December 01, 1992|By Los Angeles Times

Another hazard, Ms. Coale says, is "when families get into a pattern of empty rituals, occasions that are meaningless, but the family insists on doing them anyway."

Such inflexibility flies in the face of "one of the keys to rituals," Ms. Coale says, which is that "they have to meet the changing needs of family members."

Ms. Imber-Black, for example, remembers a family whose Christmas gatherings became strained and hollow after the death of an adult child. No one would talk about how miserable they all were until finally, "one of the grown children took it into his hands to make a picture album of the son's life and to set it out where everyone could see it and talk about how much they missed him. It broke a huge taboo."

Ms. Imber-Black says she marvels at how rituals can encompass "multiple realities." She cites the obvious examples of ethnic and religious differences.

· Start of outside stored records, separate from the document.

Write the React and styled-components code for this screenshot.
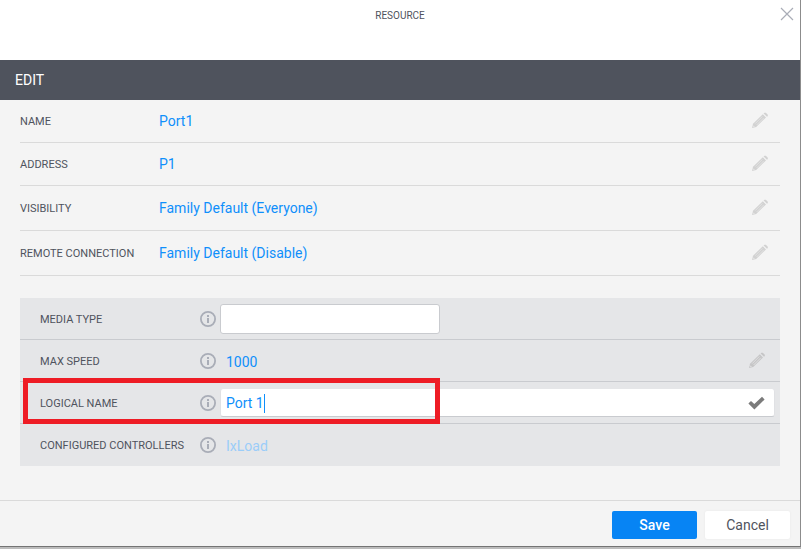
import React, { useState } from "react";
import styled, { createGlobalStyle } from "styled-components";

const GlobalStyle = createGlobalStyle`
  *, *::before, *::after { box-sizing: border-box; }
  body {
    margin: 0;
    background: #bcbcbc;
    color: #4f535d;
    font-family: Roboto, "Liberation Sans", sans-serif;
  }
  button, input { font-family: inherit; }
`;

const Dialog = styled.main`
  display: flex;
  flex-direction: column;
  min-height: calc(100vh - 2px);
  background: #f4f4f4;
  border-right: 1px solid #8c8c8c;
  border-bottom: 1px solid #747474;
`;

const Header = styled.header`
  display: grid;
  grid-template-columns: 1fr auto 1fr;
  align-items: start;
  height: 60px;
  padding: 7px 6px;
  background: #fff;
`;

const Title = styled.h1`
  grid-column: 2;
  margin: 0;
  font-size: 10px;
  font-weight: 400;
  line-height: 18px;
`;

const IconButton = styled.button`
  display: flex;
  flex: none;
  justify-self: end;
  padding: 0;
  border: 0;
  background: none;
  color: ${(p) => p.$color};
  cursor: pointer;
`;

const SectionBar = styled.h2`
  display: flex;
  align-items: center;
  height: 40px;
  margin: 0;
  padding: 0 15px;
  background: #4f535d;
  color: #fff;
  font-size: 14px;
  font-weight: 400;
`;

const Content = styled.form`
  display: flex;
  flex: 1;
  flex-direction: column;
`;

const Sections = styled.div`
  display: flex;
  flex: 1;
  flex-direction: column;
  gap: 22px;
  padding: 0 20px 34px;
`;

const Row = styled.div`
  display: flex;
  align-items: center;
  height: ${(p) => (p.$tall ? 45 : 43)}px;
  padding-right: 11px;
  border-bottom: 1px solid #dadada;
`;

const Label = styled.span`
  flex: none;
  width: 139px;
  font-size: 11px;
  line-height: 17px;
`;

const Value = styled.span`
  flex: 1;
  color: ${(p) => (p.$muted ? "#9bcdf9" : "#0f8ffb")};
  font-size: 14px;
  line-height: 18px;
`;

const Panel = styled.section`
  background: #e5e6e8;
`;

const PanelRow = styled.div`
  position: relative;
  display: flex;
  align-items: center;
  height: 42px;
  padding: 0 5px 0 20px;
  border-bottom: 1px solid ${(p) => (p.$last ? "transparent" : "#c9cbcf")};
`;

const PanelLabel = styled.label`
  flex: none;
  width: 160px;
  padding-top: 3px;
  font-size: 11px;
  line-height: 16px;
`;

const Info = styled.span`
  display: flex;
  flex: none;
  width: 20px;
  color: #a9adb7;
`;

const PanelValue = styled(Value)`
  padding: 2px 6px 0;
`;

const Trailing = styled.span`
  display: flex;
  padding-right: 9px;
`;

const TextField = styled.input`
  width: 220px;
  height: 30px;
  padding: 0 6px;
  border: 1px solid #c9cbcf;
  border-radius: 3px;
  outline: 0;
  background: #fff;
  color: #0f8ffb;
  font-size: 14px;
`;

const EditBox = styled.div`
  display: flex;
  flex: 1;
  align-items: center;
  height: 28px;
  padding: 2px 9px 0 5px;
  border: 1px solid #e0e1e4;
  border-top: 0;
  border-bottom-color: #c9cbcf;
  border-radius: 3px;
  background: #fff;
`;

const EditInput = styled.input`
  field-sizing: content;
  padding: 0;
  border: 0;
  outline: 0;
  background: none;
  color: #0f8ffb;
  caret-color: transparent;
  font-size: 14px;
  line-height: 18px;
`;

const Caret = styled.span`
  width: 1px;
  height: 19px;
  margin-right: auto;
  background: #0f8ffb;
`;

const Highlight = styled.div`
  position: absolute;
  top: -4px;
  left: 3px;
  width: 417px;
  height: 46px;
  border: 5px solid #ee1c25;
  pointer-events: none;
`;

const Footer = styled.footer`
  display: flex;
  justify-content: flex-end;
  gap: 8px;
  padding: 10px 10px 7px;
  border-top: 1px solid #dadada;
`;

const Button = styled.button`
  width: 85px;
  height: 28px;
  padding: 0;
  border: 0;
  border-radius: 2px;
  background: ${(p) => (p.$primary ? "#0784f4" : "#fff")};
  color: ${(p) => (p.$primary ? "#fff" : "#4f535d")};
  font-size: 14px;
  font-weight: ${(p) => (p.$primary ? 500 : 400)};
  box-shadow: ${(p) => (p.$primary ? "none" : "0 0 2px #e4e4e4")};
  cursor: pointer;
`;

const CloseIcon = () => (
  <svg width="14" height="14" viewBox="0 0 14 14" fill="none" stroke="currentColor" aria-hidden="true">
    <path d="M1 1l12 12M13 1L1 13" strokeWidth="1.2" />
  </svg>
);

const PencilIcon = () => (
  <svg width="18" height="18" viewBox="0 0 18 18" aria-hidden="true">
    <path d="M1 16l1-4.2L11.8 2.2l3.2 3.2L5.2 15z" fill="currentColor" />
    <path d="M12.6 1.4l.8-.7h1.4l2 2v1.2l-.8.9z" fill="currentColor" />
    <path d="M4.2 11.6l7.2-7.2M5.6 13l7.2-7.2" stroke="#e9e9e9" strokeWidth=".7" />
    <path d="M2 13.6l1.4 1.4" stroke="#f4f4f4" strokeWidth=".8" />
  </svg>
);

const InfoIcon = () => (
  <svg width="16" height="16" viewBox="0 0 16 16" aria-hidden="true">
    <circle cx="8" cy="8" r="7.1" fill="none" stroke="currentColor" strokeWidth="1.8" />
    <path d="M7 4h2v2H7zM7 7h2v5H7z" fill="currentColor" />
  </svg>
);

const CheckIcon = () => (
  <svg width="17" height="14" viewBox="0 0 17 14" aria-hidden="true">
    <path d="M.4 7.6L3 4.9l3.3 3.2L14 .8l2.6 2.6L6.4 13.4z" fill="currentColor" />
  </svg>
);

const details = [
  { label: "NAME", value: "Port1" },
  { label: "ADDRESS", value: "P1" },
  { label: "VISIBILITY", value: "Family Default (Everyone)", tall: true },
  { label: "REMOTE CONNECTION", value: "Family Default (Disable)", tall: true },
];

export default function App() {
  const [mediaType, setMediaType] = useState("");
  const [logicalName, setLogicalName] = useState("Port 1");

  return (
    <>
      <GlobalStyle />
      <Dialog>
        <Header>
          <Title>RESOURCE</Title>
          <IconButton type="button" aria-label="Close" $color="#a9adb7">
            <CloseIcon />
          </IconButton>
        </Header>
        <SectionBar>EDIT</SectionBar>
        <Content onSubmit={(e) => e.preventDefault()}>
          <Sections>
            <div>
              {details.map(({ label, value, tall }) => (
                <Row key={label} $tall={tall}>
                  <Label>{label}</Label>
                  <Value>{value}</Value>
                  <IconButton type="button" aria-label={`Edit ${label}`} $color="#d2d2d2">
                    <PencilIcon />
                  </IconButton>
                </Row>
              ))}
            </div>
            <Panel>
              <PanelRow>
                <PanelLabel htmlFor="media-type">MEDIA TYPE</PanelLabel>
                <Info><InfoIcon /></Info>
                <TextField
                  id="media-type"
                  value={mediaType}
                  onChange={(e) => setMediaType(e.target.value)}
                />
              </PanelRow>
              <PanelRow>
                <PanelLabel as="span">MAX SPEED</PanelLabel>
                <Info><InfoIcon /></Info>
                <PanelValue>1000</PanelValue>
                <Trailing>
                  <IconButton type="button" aria-label="Edit MAX SPEED" $color="#c6c6c7">
                    <PencilIcon />
                  </IconButton>
                </Trailing>
              </PanelRow>
              <PanelRow>
                <PanelLabel htmlFor="logical-name">LOGICAL NAME</PanelLabel>
                <Info><InfoIcon /></Info>
                <EditBox>
                  <EditInput
                    id="logical-name"
                    value={logicalName}
                    onChange={(e) => setLogicalName(e.target.value)}
                  />
                  <Caret />
                  <IconButton type="button" aria-label="Confirm" $color="#7b7b7b">
                    <CheckIcon />
                  </IconButton>
                </EditBox>
                <Highlight />
              </PanelRow>
              <PanelRow $last>
                <PanelLabel as="span">CONFIGURED CONTROLLERS</PanelLabel>
                <Info><InfoIcon /></Info>
                <PanelValue $muted>IxLoad</PanelValue>
              </PanelRow>
            </Panel>
          </Sections>
          <Footer>
            <Button type="submit" $primary>Save</Button>
            <Button type="button">Cancel</Button>
          </Footer>
        </Content>
      </Dialog>
    </>
  );
}
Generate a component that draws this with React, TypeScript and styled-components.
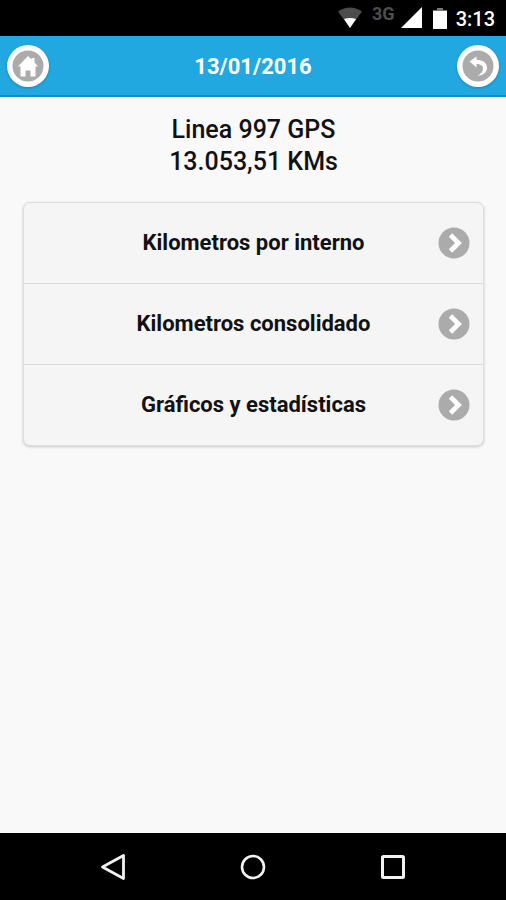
import React from "react";
import styled, { createGlobalStyle } from "styled-components";

const GlobalStyle = createGlobalStyle`
  *, *::before, *::after { box-sizing: border-box; }
  body {
    margin: 0;
    background: #f9f9f9;
    color: #111;
    font-family: Roboto, "Liberation Sans", sans-serif;
  }
`;

const Screen = styled.div`
  display: flex;
  flex-direction: column;
  min-height: 100vh;
`;

const StatusBar = styled.div`
  display: flex;
  align-items: center;
  justify-content: flex-end;
  height: 36px;
  padding: 0 11px;
  background: #000;
  color: #fff;
`;

const Network = styled.span`
  align-self: flex-start;
  margin: 4px 6px 0 10px;
  color: #4d4d4d;
  font-size: 18px;
  font-weight: 700;
  line-height: 20px;
`;

const Clock = styled.time`
  margin-left: 9px;
  padding-top: 2px;
  font-size: 20px;
  font-weight: 500;
  line-height: 24px;
`;

const BatteryIcon = styled.svg`
  margin-left: 11px;
`;

const Header = styled.header`
  display: flex;
  align-items: center;
  justify-content: space-between;
  height: 61px;
  padding: 0 7px;
  background: #22a8e0;
  border-bottom: 2px solid #0d8fcd;
`;

const Title = styled.h1`
  margin: 0;
  padding-top: 2px;
  color: #fff;
  font-size: 22px;
  font-weight: 700;
  line-height: 28px;
`;

const RoundButton = styled.button`
  display: flex;
  flex: none;
  width: 42px;
  height: 42px;
  padding: 5px;
  border: 0;
  border-radius: 50%;
  background: #fff;
  box-shadow: 0 1px 3px rgba(0, 0, 0, 0.2);
  cursor: pointer;
`;

const Main = styled.main`
  flex: 1;
  padding: 17px 22px 24px 23px;
`;

const Summary = styled.h2`
  margin: 0 0 24px;
  font-size: 25px;
  font-weight: 500;
  line-height: 32px;
  text-align: center;
`;

const Line = styled.span`
  display: block;
`;

const Menu = styled.ul`
  margin: 0;
  padding: 0;
  overflow: hidden;
  list-style: none;
  background: #f5f5f5;
  border: 1px solid #dedede;
  border-radius: 7px;
  box-shadow: 0 1px 3px rgba(0, 0, 0, 0.2);
`;

const MenuItem = styled.li`
  & + & {
    border-top: 1px solid #dadada;
  }
`;

const MenuLink = styled.a`
  display: grid;
  grid-template-columns: 32px 1fr 32px;
  align-items: center;
  min-height: 80px;
  padding: 0 13px;
  color: #111;
  font-size: 22px;
  font-weight: 700;
  line-height: 28px;
  text-align: center;
  text-decoration: none;
`;

const MenuLabel = styled.span`
  grid-column: 2;
`;

const NavBar = styled.nav`
  display: grid;
  grid-template-columns: repeat(3, 1fr);
  height: 67px;
  padding: 0 43px;
  background: #000;
`;

const NavButton = styled.button`
  display: flex;
  align-items: center;
  justify-content: center;
  padding: 0;
  border: 0;
  background: none;
  color: #f2f2f2;
  cursor: pointer;
`;

const Chevron = () => (
  <svg width="32" height="32" viewBox="0 0 32 32" aria-hidden="true">
    <circle cx="16" cy="16" r="15.5" fill="#ababab" />
    <path d="M12.5 8 20.5 16 12.5 24" fill="none" stroke="#fff" strokeWidth="4.8" />
  </svg>
);

const entries = ["Kilometros por interno", "Kilometros consolidado", "Gráficos y estadísticas"];

export default function App() {
  return (
    <Screen>
      <GlobalStyle />
      <StatusBar>
        <svg width="24" height="22" viewBox="0 0 24 22" aria-label="Wi-Fi">
          <path d="M0 4.5Q12-3.500 24 4.500L12 21Z" fill="#4d4d4d" />
          <path d="M6 12Q12 10 18 12L12 21Z" fill="#fff" />
        </svg>
        <Network>3G</Network>
        <svg width="21" height="22" viewBox="0 0 21 22" aria-label="Señal">
          <path d="M21 0V21H0Z" fill="#fff" />
        </svg>
        <BatteryIcon width="14" height="21" viewBox="0 0 14 21" aria-label="Batería">
          <path d="M4 0H10V2H14V4H0V2H4Z" fill="#777" />
          <path d="M0 3H14V21H0Z" fill="#fff" />
        </BatteryIcon>
        <Clock>3:13</Clock>
      </StatusBar>

      <Header>
        <RoundButton type="button" aria-label="Inicio">
          <svg width="32" height="32" viewBox="0 0 32 32" aria-hidden="true">
            <circle cx="16" cy="16" r="15.5" fill="#ababab" />
            <path
              d="M16 6 19.5 9.5V8H22.5V12.5L26 16.5H23.5V26.5H18.5V20.500H13.500V26.500H8.500V16.500H6Z"
              fill="#fff"
            />
          </svg>
        </RoundButton>
        <Title>13/01/2016</Title>
        <RoundButton type="button" aria-label="Volver">
          <svg width="32" height="32" viewBox="0 0 32 32" aria-hidden="true">
            <circle cx="16" cy="16" r="15.5" fill="#ababab" />
            <path
              d="M7.5 11.5 14.5 6.500V9.800C21 10 25 13 25 18C25 22.500 21 25.500 15.500 25.800C19 24 21 21.500 21 18.500C21 15.500 18.500 14 14.500 14V17.500Z"
              fill="#fff"
            />
          </svg>
        </RoundButton>
      </Header>

      <Main>
        <Summary>
          <Line>Linea 997 GPS</Line>
          <Line>13.053,51 KMs</Line>
        </Summary>
        <Menu>
          {entries.map((label) => (
            <MenuItem key={label}>
              <MenuLink href="#">
                <MenuLabel>{label}</MenuLabel>
                <Chevron />
              </MenuLink>
            </MenuItem>
          ))}
        </Menu>
      </Main>

      <NavBar>
        <NavButton type="button" aria-label="Atrás">
          <svg width="26" height="28" viewBox="0 0 26 28" aria-hidden="true">
            <path d="M23.5 2.5V25.5L2.5 14Z" fill="none" stroke="currentColor" strokeWidth="2.8" strokeLinejoin="round" />
          </svg>
        </NavButton>
        <NavButton type="button" aria-label="Pantalla principal">
          <svg width="26" height="26" viewBox="0 0 26 26" aria-hidden="true">
            <circle cx="13" cy="13" r="11" fill="none" stroke="currentColor" strokeWidth="2.6" />
          </svg>
        </NavButton>
        <NavButton type="button" aria-label="Recientes">
          <svg width="26" height="26" viewBox="0 0 26 26" aria-hidden="true">
            <rect x="2.5" y="2.5" width="21" height="21" rx="1" fill="none" stroke="currentColor" strokeWidth="3" />
          </svg>
        </NavButton>
      </NavBar>
    </Screen>
  );
}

But sexual orientation can also assume a role in the rituals of new family configurations, Ms. Imber-Black says: "If they can't go home to their own families of origin, a lot of gay and lesbian families form communities with other gay and lesbian couples and make them their families."

Rituals may even provide a kind of moratorium on any disapproval over gender orientation, Ms. Imber-Black says. If it means spending a festive time with their grandchildren, she explains, even unyielding grandparents can often swallow their qualms over which partner in a lesbian household is playing Santa Claus.

But wherever there is tension among families, "we urge people not to try to make relationship changes at the holiday table," Ms. Imber-Black says. The rule of thumb, she says, is "no major changes at the holiday table, unless you want to be remembered forever for the year you ruined Christmas."

Holidays bring out the best and worst in ritual behavior, Ms. Imber-Black believes. "Whether it's through food or family symbols, it's when we find out what connects us to what has gone before us, and when, in a broader sense, we think about our connections to human kind."